On Saturday night, Kell Brook failed in his mission impossible to move up two weight classes and dethrone Middleweight king, Gennady Golovkin. In one of the most audacious moves in recent boxing history, the IBF Welterweight Champion took on arguably the best fighter on the planet in over 5 rounds of pulsating boxing.
I'd gone out on a limb and backed Brook to win. By the end of the second round, however it looked like I was in the corner of the smart money. For Brook had weathered a torrid opening minute to come back strong at the end of the first. In the second round, the man from Sheffield had more than matched Golovkin, he was outboxing him.
Twenty Twenty
Unfortunately during that second round Brook had suffered a broken eye socket that would ultimately put pay to his challenge. Credit to Golovkin. It was his punches that had broken Brook's eye socket.
I was speaking to a friend, this evening who is also a boxing trainer. He told me that accurate punchers like Golovkin often earmark vulnerabilities in their opponents bodies to target. He said he wouldn't have been surprised if Golovkin's trainer Abel Sanchez had spotted a fragility to that part of Brook's face and instructed him to target it. He points out that GGG hit Brook in the exact same spot on more than one occasion ahead if the injury. I'm not too sure about that theory. Hindsight is always twenty-twenty.
Whether by design or freak accident, doesn't matter. Golovkin had inflicted the injury through a legitimate punch. Golovkin also came out in the third round like a man possessed. The Kazakhstani put the pressure on unleashing hell on Brook in the third. Despite holding his own, Brook was beginning to wilt as he visibly showed signs of being hampered by his injured eye.
Merciful
In the fourth round, Brook's eye was clearly troubling him more than the flush shots he was taking from Golovkin. Either Brook has a granite chin or Golovkin's famed heavy hands aren't as potent as advertised.

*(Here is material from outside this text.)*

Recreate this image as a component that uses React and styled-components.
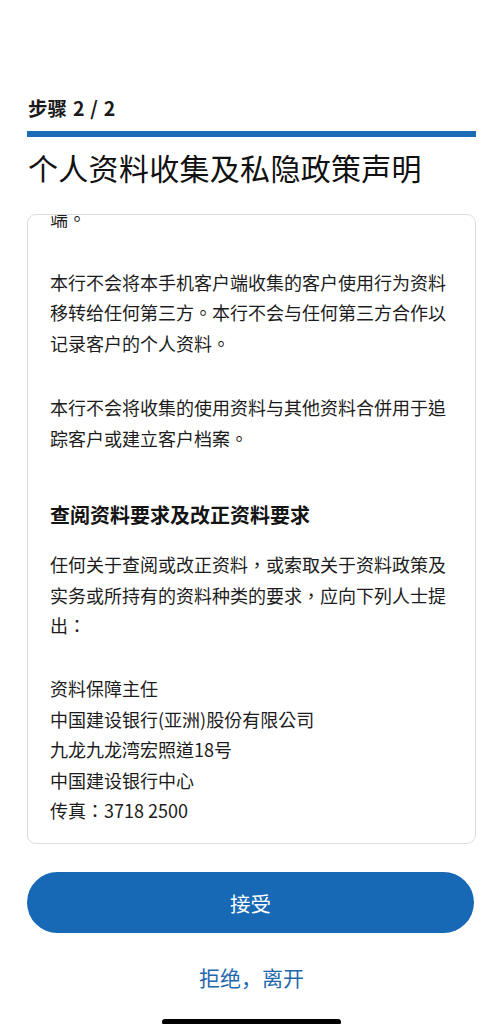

By the middle of the fifth round it was clear that Brook had not much to offer offensively as Golovkin rained down punches trying to close the show. Brook went out standing as his corner, mercifully threw in the towel.
Golovkin had won the fight however it was Brook that had captured the publics imaginative and was receiving the acclaim his talent richly deserves.
OK'd stiff
I'd always seen Brook as Naseem Hamed 2.0. A more disciplined version of his former stable mate, Brook is equally talented, more refined, is slightly tougher and more spiteful. Brook has been one of the most avoided fighters in the welterweight division, on Saturday night the world saw why. The most feared Middleweight on the planet broke his face, yet Brook stayed cool under pressure and kept firing back. Until his corner could watch no more.
It is almost laughable to think that Amir Khan recently said Brook was not in his league. Khan put up a sterling effort against Canelo before he was "OK'd stiff" (as Conor McGregor would say). Brook stood toe-to-toe with the man Canelo choose to relinquish his world title and move division to avoid fighting.
This was Brook's first loss. Khan first loss was a devastating KO defeat to Breidis Prescott. In my view, it's Brook's turn to put Khan on the back burner.
The future
If I was Eddie Hearn, Brook's promoter, I'd look set up Brook vs Saul 'Canelo' Alvarez. That is assuming Canelo beats Liam Smith on the weekend. If Brook cannot get the Canelo fight he should try to fight someone like Miguel Cotto or even Pacquiao.
Brook is right to move to 154. But only for Canelo or Cotto. He should forget 147. He should make the likes of Keith Thurman and Errol Spence come meet him at 154 if they want a money fight.
I hope Brook got paid well for the GGG fight. I hope he only goes into the ring for big money fights from now on. He has earned it.
Looks like special times are ahead for The Special One, Kell Brook and I for one am looking forward to see how it all pans out.